### What you need to do
Leave out the pictures, then output the lines of the records below from the first through the one containing "import React from".

%%

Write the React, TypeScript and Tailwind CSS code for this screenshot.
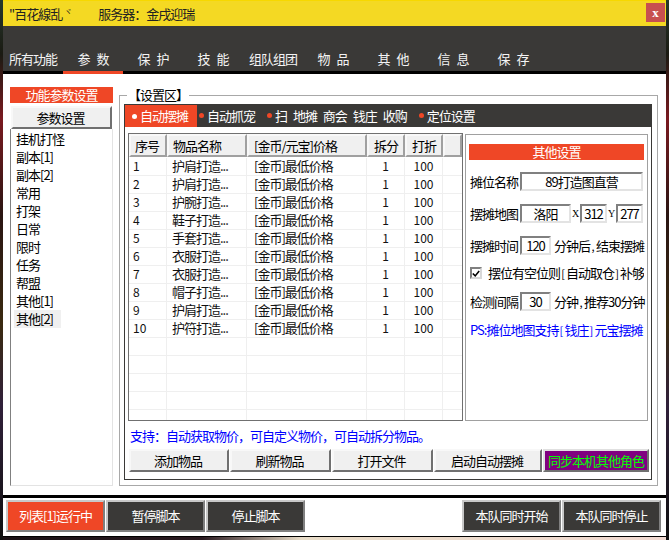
import React from "react";

const font = "font-['Noto_Sans_CJK_SC','Liberation_Sans',sans-serif]";
const darkBtn = "flex items-center justify-center bg-[#3a3937] text-white border-2 border-t-[#c8c8c8] border-l-[#c8c8c8] border-r-[#808080] border-b-[#808080]";
const lightBtn = "flex items-center justify-center pr-[2px] bg-[#f0f0f0] text-black border-2 border-t-[#f8f8f8] border-l-[#f8f8f8] border-r-[#707070] border-b-[#707070]";
const sunken = "flex items-center justify-center bg-white text-black border-2 border-t-[#808080] border-l-[#808080] border-r-[#e3e3e3] border-b-[#e3e3e3] leading-none";
const head = "flex items-center bg-[#f0f0f0] border-2 border-t-[#f8f8f8] border-l-[#f8f8f8] border-r-[#a0a0a0] border-b-[#a0a0a0] h-[23px] shrink-0";

const navs = ["所有功能", "参 数", "保 护", "技 能", "组队组团", "物 品", "其 他", "信 息", "保 存"];
const list = ["挂机打怪", "副本[1]", "副本[2]", "常用", "打架", "日常", "限时", "任务", "帮盟", "其他[1]", "其他[2]"];
const items = ["护肩打造...", "护肩打造...", "护腕打造...", "鞋子打造...", "手套打造...", "衣服打造...", "衣服打造...", "帽子打造...", "护肩打造...", "护符打造..."];
const rows = Array.from({ length: 15 }, (_, i) => i);
const cell = "flex items-center h-full pb-[2px] border-r border-[#efefef] shrink-0";

function Bullet({ white }: { white?: boolean }) {
  return <span className={`inline-block w-[5px] h-[5px] rounded-full mr-[3px] shrink-0 ${white ? "bg-white" : "bg-[#ef4726]"}`} />;
}

function C({ children }: { children: React.ReactNode }) {
  return <span className="inline-block w-[6px] text-center text-[11px] tracking-normal">{children}</span>;
}

export default function App() {
  return (
    <div className={`${font} relative w-[669px] h-[540px] overflow-hidden text-[13px] tracking-[-1px] leading-[18px] px-[3px] bg-[linear-gradient(180deg,#26382c_0%,#1a1a12_10%,#7a1a20_22%,#2a1512_40%,#3a2a10_60%,#30203a_75%,#101010_100%)]`}>
      <div className="w-[663px] h-[536px] flex flex-col bg-white">
        {/* Title */}
        <div className="h-[26px] shrink-0 bg-[#f4d923] border-t border-[#f7d800] flex items-center text-[#222] relative">
          <span className="ml-[6px]">"百花線乱</span>
          <span className="ml-[2px] text-[8px] leading-none mb-[3px]">ヾ</span>
          <span className="ml-[27px]">服务器：金戌迎瑞</span>
          <span className="absolute right-[1px] top-[2px] w-[19px] h-[19px] bg-[#c75050] text-white font-bold tracking-normal flex items-center justify-center font-['Liberation_Serif',serif]">x</span>
        </div>
        {/* Nav */}
        <div className="h-[48px] shrink-0 bg-[#3a3937] border-b-[3px] border-black flex items-end">
          {navs.map((n, i) => (
            <div key={n} className={`w-[60px] h-[28px] -mb-[3px] flex items-start pt-[4px] justify-center text-[#f4f4f4] [word-spacing:5px] ${i === 1 ? "border-b-[3px] border-[#ef4726]" : ""}`}>{n}</div>
          ))}
        </div>
        {/* Content */}
        <div className="h-[421px] shrink-0 flex pl-[7px]">
          {/* Left column */}
          <div className="w-[103px] shrink-0 mt-[13px] flex flex-col">
            <div className="h-[16px] bg-[#ef4726] text-white flex items-center justify-center">功能参数设置</div>
            <div className={`${lightBtn} h-[23px] mt-[3px] mx-[1px] border-t-[#808080] border-l-[#808080]`}>参数设置</div>
            <div className="w-[103px] h-[357px] border border-t-0 border-l-[#808080] border-r-[#e3e3e3] border-b-[#e3e3e3] pl-[3px] pt-[1px] flex flex-col items-start">
              {list.map((l, i) => (
                <div key={i} className={`h-[18px] px-[2px] flex items-center ${i === 10 ? "bg-[#f0f0f0] w-[47px]" : ""}`}>{l}</div>
              ))}
            </div>
          </div>
          {/* Group box */}
          <div className="relative w-[539px] h-[391px] ml-[6px] mt-[21px] shrink-0 border border-[#a8a8a8] pt-[8px] pl-[4px]">
            <span className="absolute left-[7px] -top-[10px] bg-white px-[1px] text-black">【设置区】</span>
            <div className="w-[528px] h-[376px] border border-t-0 border-[#3a3937] flex flex-col">
              {/* Tabs */}
              <div className="h-[23px] shrink-0 bg-[#3a3937] flex items-center text-white">
                <div className="w-[72px] h-[22px] mt-[1px] bg-[#ef4726] flex items-center pl-[7px]"><Bullet white />自动摆摊</div>
                <div className="ml-[2px] flex items-center"><Bullet />自动抓宠</div>
                <div className="ml-[12px] flex items-center [word-spacing:4px]"><Bullet />扫 地摊 商会 钱庄 收购</div>
                <div className="ml-[12px] flex items-center"><Bullet />定位设置</div>
              </div>
              {/* Body */}
              <div className="flex pl-[3px] pt-[6px]">
                <div className="w-[335px] h-[288px] shrink-0 border border-[#707070] flex flex-col overflow-hidden">
                  <div className="flex h-[23px] shrink-0">
                    <div className={`${head} w-[38px] justify-center pr-[2px]`}>序号</div>
                    <div className={`${head} w-[80px] pl-[4px]`}>物品名称</div>
                    <div className={`${head} w-[120px] pl-[5px]`}>[金币/元宝]价格</div>
                    <div className={`${head} w-[38px] justify-center`}>拆分</div>
                    <div className={`${head} w-[38px] justify-center`}>打折</div>
                    <div className={`${head} flex-1`} />
                  </div>
                  <div className="h-[1px] shrink-0 bg-white" />
                  {rows.map((r) => (
                    <div key={r} className="flex h-[18px] shrink-0 border-b border-[#efefef] text-[#111]">
                      <div className={`${cell} w-[38px] pl-[4px] text-[12px] tracking-normal`}>{r < 10 ? r + 1 : ""}</div>
                      <div className={`${cell} w-[80px] pl-[5px]`}>{items[r] ?? ""}</div>
                      <div className={`${cell} w-[120px] pl-[7px]`}>{r < 10 ? "[金币]最低价格" : ""}</div>
                      <div className={`${cell} w-[38px] justify-center text-[12px] tracking-normal`}>{r < 10 ? "1" : ""}</div>
                      <div className={`${cell} w-[38px] justify-center text-[12px] tracking-normal`}>{r < 10 ? "100" : ""}</div>
                    </div>
                  ))}
                </div>
                {/* Right settings */}
                <div className="w-[183px] h-[287px] mt-[1px] ml-[2px] shrink-0 border border-[#a0a0a0] px-[3px] pt-[9px] text-black overflow-hidden">
                  <div className="h-[16px] w-[175px] bg-[#ef4726] text-white flex items-center justify-center">其他设置</div>
                  <div className="flex items-center h-[19px] mt-[12px] pl-[1px]">
                    <span className="w-[50px] shrink-0">摊位名称</span>
                    <div className={`${sunken} w-[123px] h-[19px]`}>89打造图直营</div>
                  </div>
                  <div className="flex items-center h-[19px] mt-[13px] pl-[1px]">
                    <span className="w-[50px] shrink-0">摆摊地图</span>
                    <div className={`${sunken} w-[51px] h-[19px]`}>洛阳</div>
                    <span className="w-[9px] text-center text-[10px] tracking-normal font-['Liberation_Serif',serif]">X</span>
                    <div className={`${sunken} w-[27px] h-[19px]`}>312</div>
                    <span className="w-[9px] text-center text-[10px] tracking-normal font-['Liberation_Serif',serif]">Y</span>
                    <div className={`${sunken} w-[27px] h-[19px]`}>277</div>
                  </div>
                  <div className="flex items-center h-[19px] mt-[13px] pl-[1px] whitespace-nowrap">
                    <span className="w-[50px] shrink-0">摆摊时间</span>
                    <div className={`${sunken} w-[31px] h-[19px] shrink-0`}>120</div>
                    <span className="ml-[3px]">分钟后<C>,</C>结束摆摊</span>
                  </div>
                  <div className="flex items-center h-[18px] mt-[9px] w-[175px] overflow-hidden pl-[1px] whitespace-nowrap">
                    <div className="w-[12px] h-[12px] shrink-0 bg-white border-2 border-t-[#808080] border-l-[#808080] border-r-[#d8d8d8] border-b-[#d8d8d8] flex items-center justify-center">
                      <svg viewBox="0 0 10 10" className="w-[9px] h-[9px]"><path d="M1 5l3 3 5-6" fill="none" stroke="#000" strokeWidth="2" /></svg>
                    </div>
                    <span className="ml-[6px]">摆位有空位则<C>[</C>自动取仓<C>]</C>补够</span>
                  </div>
                  <div className="flex items-center h-[19px] mt-[10px] pl-[1px] whitespace-nowrap">
                    <span className="w-[50px] shrink-0">检测间隔</span>
                    <div className={`${sunken} w-[31px] h-[19px] shrink-0`}>30</div>
                    <span className="ml-[3px]">分钟<C>,</C>推荐30分钟</span>
                  </div>
                  <div className="mt-[10px] pl-[1px] text-[#0000ff] whitespace-nowrap">PS:摊位地图支持<C>[</C>钱庄<C>]</C>元宝摆摊</div>
                </div>
              </div>
              <div className="h-[18px] mt-[6px] pl-[5px] text-[#0000ff] flex items-center">支持：自动获取物价，可自定义物价，可自动拆分物品。</div>
              <div className="flex gap-[1px] pl-[4px] mt-[4px]">
                <div className={`${lightBtn} w-[100px] h-[23px]`}>添加物品</div>
                <div className={`${lightBtn} w-[101px] h-[23px]`}>刷新物品</div>
                <div className={`${lightBtn} w-[101px] h-[23px]`}>打开文件</div>
                <div className={`${lightBtn} w-[108px] h-[23px]`}>启动自动摆摊</div>
                <div className="flex items-center justify-center w-[106px] h-[23px] bg-[#800080] text-[#00ff00] border-2 border-[#e0e0e0] border-r-[#707070] border-b-[#707070]">同步本机其他角色</div>
              </div>
            </div>
          </div>
        </div>
        {/* Footer */}
        <div className="h-[41px] shrink-0 bg-white border-t-[3px] border-black flex pt-[2px] pl-[3px] pr-[5px]">
          <div className="h-[32px] w-[99px] bg-[#ef4726] text-white border-2 border-t-[#c8c8c8] border-l-[#c8c8c8] border-r-[#808080] border-b-[#808080] flex items-center justify-center">列表[1]运行中</div>
          <div className={`${darkBtn} h-[32px] w-[99px] ml-[1px]`}>暂停脚本</div>
          <div className={`${darkBtn} h-[32px] w-[99px] ml-[1px]`}>停止脚本</div>
          <div className={`${darkBtn} h-[32px] w-[99px] ml-auto`}>本队同时开始</div>
          <div className={`${darkBtn} h-[32px] w-[99px] ml-[1px]`}>本队同时停止</div>
        </div>
      </div>
      <div className="absolute left-[3px] bottom-0 w-[663px] h-[4px] bg-[linear-gradient(90deg,#1a1014_0%,#2a1a20_30%,#e8dcc8_45%,#f0d8d0_100%)] border-t border-black" />
    </div>
  );
}
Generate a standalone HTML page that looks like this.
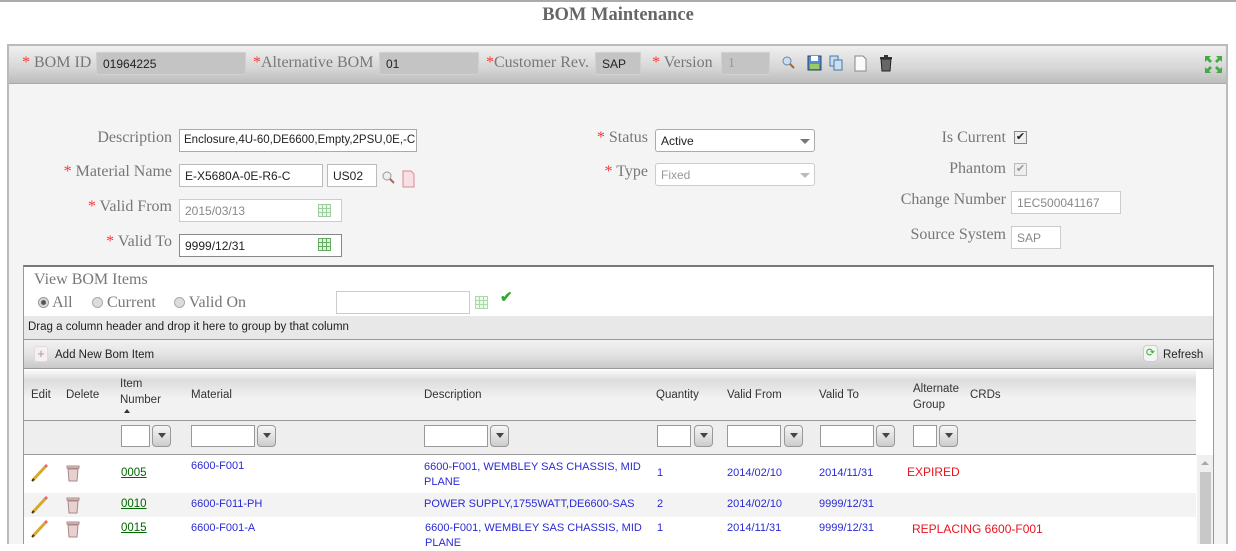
<!DOCTYPE html>
<html><head><meta charset="utf-8"><style>
*{margin:0;padding:0;box-sizing:border-box}
body{width:1236px;height:544px;overflow:hidden;background:#fff;font-family:"Liberation Sans",sans-serif;position:relative}
.a{position:absolute}
.serif{font-family:"Liberation Serif",serif;color:#777;font-size:16px;white-space:nowrap}
.r{color:#f33}
.inp{position:absolute;background:#fff;border:1px solid #bbb;font-size:12px;color:#222;padding:4px 5px;height:23px;white-space:nowrap;overflow:hidden}
.hin{position:absolute;background:#c4c4c4;border:1px solid #d0d0d0;font-size:12px;color:#222;padding:4px 6px;height:23px}
.sm{font-size:12px;white-space:nowrap}
.fi{position:absolute;top:425px;height:22px;background:#fff;border:1px solid #999}
.fb{position:absolute;top:425px;width:19px;height:22px;border:1px solid #999;border-radius:4px;background:linear-gradient(#f6f6f6,#ccc)}
.fb:after{content:"";position:absolute;left:5px;top:7px;border-left:4px solid transparent;border-right:4px solid transparent;border-top:5px solid #444}
.hd{color:#333;font-size:11.5px;position:absolute;white-space:nowrap}
.bl{color:#2a2ad6;font-size:11px;position:absolute;white-space:nowrap}
.gn{color:#060;text-decoration:underline;font-size:11.5px;position:absolute}
.red{color:#e8141e;font-size:12px;position:absolute;white-space:nowrap}
.cal{position:absolute;width:13px;height:13px;border:1px solid #6a6;background:repeating-linear-gradient(90deg,transparent 0 3px,#6a6 3px 4px),repeating-linear-gradient(0deg,#cfc 0 3px,#6a6 3px 4px)}
</style></head><body>
<div class="a" style="left:0;top:0;width:1236px;height:2px;background:#aaa"></div>
<div class="a" style="left:0;top:5px;width:1236px;text-align:center;font:bold 18.5px 'Liberation Serif',serif;color:#666">BOM Maintenance</div>

<div class="a" style="left:7px;top:44px;width:1221px;height:500px;border:2px solid #bbb;border-bottom:none;background:#f4f4f4"></div>
<div class="a" style="left:9px;top:46px;width:1217px;height:38px;background:linear-gradient(#f0f0f0,#d6d6d6 60%,#bcbcbc);border-bottom:1px solid #aaa"></div>
<div class="a serif" style="left:22px;top:54px"><span class="r">*</span> BOM ID</div>
<div class="hin" style="left:96px;top:52px;width:150px">01964225</div>
<div class="a serif" style="left:253px;top:54px"><span class="r">*</span>Alternative BOM</div>
<div class="hin" style="left:379px;top:52px;width:100px">01</div>
<div class="a serif" style="left:486px;top:54px"><span class="r">*</span>Customer Rev.</div>
<div class="hin" style="left:595px;top:52px;width:46px">SAP</div>
<div class="a serif" style="left:652px;top:54px"><span class="r">*</span> Version</div>
<div class="hin" style="left:721px;top:52px;width:49px;color:#999;font-family:'Liberation Serif',serif;font-size:14px;padding-top:3px">1</div>
<svg class="a" style="left:781px;top:54px" width="120" height="18">
<circle cx="6" cy="7" r="4" fill="#cde" stroke="#68a"/><line x1="9" y1="10" x2="13" y2="14" stroke="#a63" stroke-width="2"/>
<rect x="27" y="2" width="13" height="14" fill="#5a8ad0" stroke="#246"/><rect x="30" y="2" width="7" height="5" fill="#fff"/><rect x="29" y="10" width="9" height="5" fill="#9c6"/>
<rect x="49" y="2" width="8" height="10" fill="#cde" stroke="#47a"/><rect x="53" y="6" width="8" height="10" fill="#cde" stroke="#47a"/>
<path d="M74 2h8l3 3v12h-11z" fill="#fafafa" stroke="#888"/>
<rect x="99" y="3" width="12" height="2" fill="#333"/><rect x="103" y="1" width="4" height="2" fill="#333"/><path d="M100 5h10l-1 12h-8z" fill="#666" stroke="#222"/>
</svg>
<svg class="a" style="left:1205px;top:56px" width="17" height="17"><g fill="#4a4"><path d="M0 0h6l-2 2 3 3-2 2-3-3-2 2z"/><path d="M17 0v6l-2-2-3 3-2-2 3-3-2-2z"/><path d="M0 17v-6l2 2 3-3 2 2-3 3 2 2z"/><path d="M17 17h-6l2-2-3-3 2-2 3 3 2-2z"/></g></svg>

<div class="a serif" style="left:0;width:172px;text-align:right;top:129px">Description</div>
<div class="inp" style="left:179px;top:129px;width:238px;border-color:#aaa;font-size:11.5px;padding-left:4px">Enclosure,4U-60,DE6600,Empty,2PSU,0E,-C</div>
<div class="a serif" style="left:0;width:172px;text-align:right;top:163px"><span class="r">*</span> Material Name</div>
<div class="inp" style="left:179px;top:164px;width:144px">E-X5680A-0E-R6-C</div>
<div class="inp" style="left:327px;top:164px;width:50px">US02</div>
<svg class="a" style="left:381px;top:170px" width="36" height="18"><circle cx="6" cy="6" r="4" fill="#eee" stroke="#999"/><line x1="9" y1="9" x2="13" y2="13" stroke="#a66" stroke-width="2"/><path d="M22 1h8l3 3v13h-11z" fill="#f6e0e4" stroke="#d89"/></svg>
<div class="a serif" style="left:0;width:172px;text-align:right;top:198px"><span class="r">*</span> Valid From</div>
<div class="inp" style="left:179px;top:199px;width:163px;border-color:#ccc;color:#888">2015/03/13</div>
<div class="cal" style="left:318px;top:204px;opacity:.6"></div>
<div class="a serif" style="left:0;width:172px;text-align:right;top:233px"><span class="r">*</span> Valid To</div>
<div class="inp" style="left:179px;top:234px;width:163px;border-color:#888">9999/12/31</div>
<div class="cal" style="left:318px;top:238px"></div>

<div class="a serif" style="left:560px;width:88px;text-align:right;top:129px"><span class="r">*</span> Status</div>
<div class="inp" style="left:655px;top:129px;width:160px;border-radius:3px;border-color:#aaa">Active</div>
<div class="a" style="left:800px;top:139px;border-left:5px solid transparent;border-right:5px solid transparent;border-top:5px solid #777"></div>
<div class="a serif" style="left:560px;width:88px;text-align:right;top:163px"><span class="r">*</span> Type</div>
<div class="inp" style="left:655px;top:163px;width:160px;border-radius:3px;border-color:#ccc;color:#999">Fixed</div>
<div class="a" style="left:800px;top:173px;border-left:5px solid transparent;border-right:5px solid transparent;border-top:5px solid #bbb"></div>

<div class="a serif" style="left:880px;width:126px;text-align:right;top:129px">Is Current</div>
<div class="a" style="left:1014px;top:131px;width:13px;height:13px;border:1px solid #888;background:#eee;font-size:11px;line-height:11px;text-align:center;color:#222">✔</div>
<div class="a serif" style="left:880px;width:126px;text-align:right;top:160px">Phantom</div>
<div class="a" style="left:1014px;top:163px;width:13px;height:13px;border:1px solid #bbb;background:#eee;font-size:11px;line-height:11px;text-align:center;color:#999">✔</div>
<div class="a serif" style="left:880px;width:126px;text-align:right;top:191px">Change Number</div>
<div class="inp" style="left:1011px;top:191px;width:110px;border-color:#ccc;color:#888">1EC500041167</div>
<div class="a serif" style="left:880px;width:126px;text-align:right;top:226px">Source System</div>
<div class="inp" style="left:1011px;top:226px;width:50px;border-color:#ccc;color:#888">SAP</div>

<!-- grid -->
<div class="a" style="left:23px;top:265px;width:1191px;height:279px;background:#fff;border-top:2px solid #777;border-left:1px solid #999;border-right:1px solid #999"></div>
<div class="a serif" style="left:34px;top:271px">View BOM Items</div>
<div class="a serif" style="left:38px;top:294px"><span style="display:inline-block;width:11px;height:11px;border-radius:50%;border:1px solid #999;background:radial-gradient(#555 0 2px,#ddd 3px);vertical-align:-1px"></span> All</div>
<div class="a serif" style="left:92px;top:294px"><span style="display:inline-block;width:11px;height:11px;border-radius:50%;border:1px solid #aaa;background:#ddd;vertical-align:-1px"></span> Current</div>
<div class="a serif" style="left:174px;top:294px"><span style="display:inline-block;width:11px;height:11px;border-radius:50%;border:1px solid #aaa;background:#ddd;vertical-align:-1px"></span> Valid On</div>
<div class="inp" style="left:336px;top:291px;width:134px;height:23px;border-color:#ccc"></div>
<div class="cal" style="left:475px;top:296px;opacity:.5"></div>
<div class="a" style="left:500px;top:288px;color:#3a3;font-size:15px;font-weight:bold">✔</div>

<div class="a" style="left:24px;top:316px;width:1189px;height:24px;background:#e8e8e8;border-bottom:1px solid #999"></div>
<div class="a" style="left:28px;top:321px;color:#222;font-size:11.5px;white-space:nowrap">Drag a column header and drop it here to group by that column</div>
<div class="a" style="left:24px;top:340px;width:1189px;height:29px;background:linear-gradient(#f2f2f2,#e4e4e4 50%,#c8c8c8);border-bottom:1px solid #999"></div>
<div class="a" style="left:34px;top:346px;width:14px;height:16px;border:1px solid #ddd;border-radius:3px;background:#f8f0f0;font-size:13px;line-height:13px;text-align:center;color:#999">+</div>
<div class="a" style="left:55px;top:349px;color:#222;font-size:11.5px">Add New Bom Item</div>
<div class="a" style="left:1143px;top:345px;width:15px;height:17px;border:1px solid #ccc;border-radius:4px;background:#f4f4f4;color:#3a3;font-size:11px;text-align:center;line-height:15px">⟳</div>
<div class="a" style="left:1163px;top:349px;color:#222;font-size:11.5px">Refresh</div>

<div class="a" style="left:24px;top:370px;width:1172px;height:51px;background:linear-gradient(#fafafa,#dcdcdc 10px,#f2f2f2 28px);border-bottom:1px solid #999"></div>
<div class="hd" style="left:31px;top:389px">Edit</div>
<div class="hd" style="left:66px;top:389px">Delete</div>
<div class="hd" style="left:120px;top:376px;line-height:16px">Item<br>Number</div>
<div class="a" style="left:124px;top:409px;border-left:3px solid transparent;border-right:3px solid transparent;border-bottom:4px solid #333"></div>
<div class="hd" style="left:191px;top:389px">Material</div>
<div class="hd" style="left:424px;top:389px">Description</div>
<div class="hd" style="left:656px;top:389px">Quantity</div>
<div class="hd" style="left:727px;top:389px">Valid From</div>
<div class="hd" style="left:819px;top:389px">Valid To</div>
<div class="hd" style="left:913px;top:381px;line-height:16px">Alternate<br>Group</div>
<div class="hd" style="left:970px;top:389px">CRDs</div>

<div class="a" style="left:24px;top:421px;width:1172px;height:34px;background:#eee;border-bottom:1px solid #999"></div>
<div class="fi" style="left:121px;width:29px"></div><div class="fb" style="left:152px"></div>
<div class="fi" style="left:191px;width:64px"></div><div class="fb" style="left:257px"></div>
<div class="fi" style="left:424px;width:64px"></div><div class="fb" style="left:490px"></div>
<div class="fi" style="left:657px;width:34px"></div><div class="fb" style="left:694px"></div>
<div class="fi" style="left:727px;width:54px"></div><div class="fb" style="left:784px"></div>
<div class="fi" style="left:820px;width:54px"></div><div class="fb" style="left:876px"></div>
<div class="fi" style="left:913px;width:24px"></div><div class="fb" style="left:939px"></div>

<div class="a" style="left:24px;top:493px;width:1172px;height:24px;background:#f3f3f3"></div>
<div class="a" style="left:1197px;top:455px;width:16px;height:89px;background:#f0f0f0"></div>
<div class="a" style="left:1200px;top:472px;width:11px;height:72px;background:#c8c8c8"></div>
<div class="a" style="left:1201px;top:461px;border-left:4px solid transparent;border-right:4px solid transparent;border-bottom:4px solid #aaa"></div>

<svg class="a" style="left:30px;top:463px" width="50" height="80">
<g><line x1="3" y1="17" x2="15" y2="4" stroke="#d9a82a" stroke-width="3"/><line x1="15" y1="4" x2="17" y2="2" stroke="#e66" stroke-width="3"/><line x1="2" y1="18" x2="4" y2="16" stroke="#333" stroke-width="2"/></g>
<g transform="translate(0,32)"><line x1="3" y1="17" x2="15" y2="4" stroke="#d9a82a" stroke-width="3"/><line x1="15" y1="4" x2="17" y2="2" stroke="#e66" stroke-width="3"/><line x1="2" y1="18" x2="4" y2="16" stroke="#333" stroke-width="2"/></g>
<g transform="translate(0,56)"><line x1="3" y1="17" x2="15" y2="4" stroke="#d9a82a" stroke-width="3"/><line x1="15" y1="4" x2="17" y2="2" stroke="#e66" stroke-width="3"/><line x1="2" y1="18" x2="4" y2="16" stroke="#333" stroke-width="2"/></g>
<g fill="#e8d0d0" stroke="#a88"><rect x="37" y="3" width="12" height="2"/><path d="M38 6h10l-1 12h-8z"/><rect x="37" y="35" width="12" height="2"/><path d="M38 38h10l-1 12h-8z"/><rect x="37" y="59" width="12" height="2"/><path d="M38 62h10l-1 12h-8z"/></g>
</svg>
<div class="gn" style="left:121px;top:467px">0005</div>
<div class="bl" style="left:191px;top:460px">6600-F001</div>
<div class="bl" style="left:424px;top:460px;line-height:15px">6600-F001, WEMBLEY SAS CHASSIS, MID<br>PLANE</div>
<div class="bl" style="left:657px;top:467px">1</div>
<div class="bl" style="left:727px;top:467px">2014/02/10</div>
<div class="bl" style="left:819px;top:467px">2014/11/31</div>
<div class="red" style="left:907px;top:465px">EXPIRED</div>

<div class="gn" style="left:121px;top:498px">0010</div>
<div class="bl" style="left:191px;top:498px">6600-F011-PH</div>
<div class="bl" style="left:424px;top:498px">POWER SUPPLY,1755WATT,DE6600-SAS</div>
<div class="bl" style="left:657px;top:498px">2</div>
<div class="bl" style="left:727px;top:498px">2014/02/10</div>
<div class="bl" style="left:819px;top:498px">9999/12/31</div>

<div class="gn" style="left:121px;top:522px">0015</div>
<div class="bl" style="left:191px;top:522px">6600-F001-A</div>
<div class="bl" style="left:425px;top:521px;line-height:15px">6600-F001, WEMBLEY SAS CHASSIS, MID<br>PLANE</div>
<div class="bl" style="left:657px;top:522px">1</div>
<div class="bl" style="left:727px;top:522px">2014/11/31</div>
<div class="bl" style="left:819px;top:522px">9999/12/31</div>
<div class="red" style="left:912px;top:522px">REPLACING 6600-F001</div>
</body></html>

%%

### Answer in full
Write the React, TypeScript and Tailwind CSS code for this screenshot.
import React from "react";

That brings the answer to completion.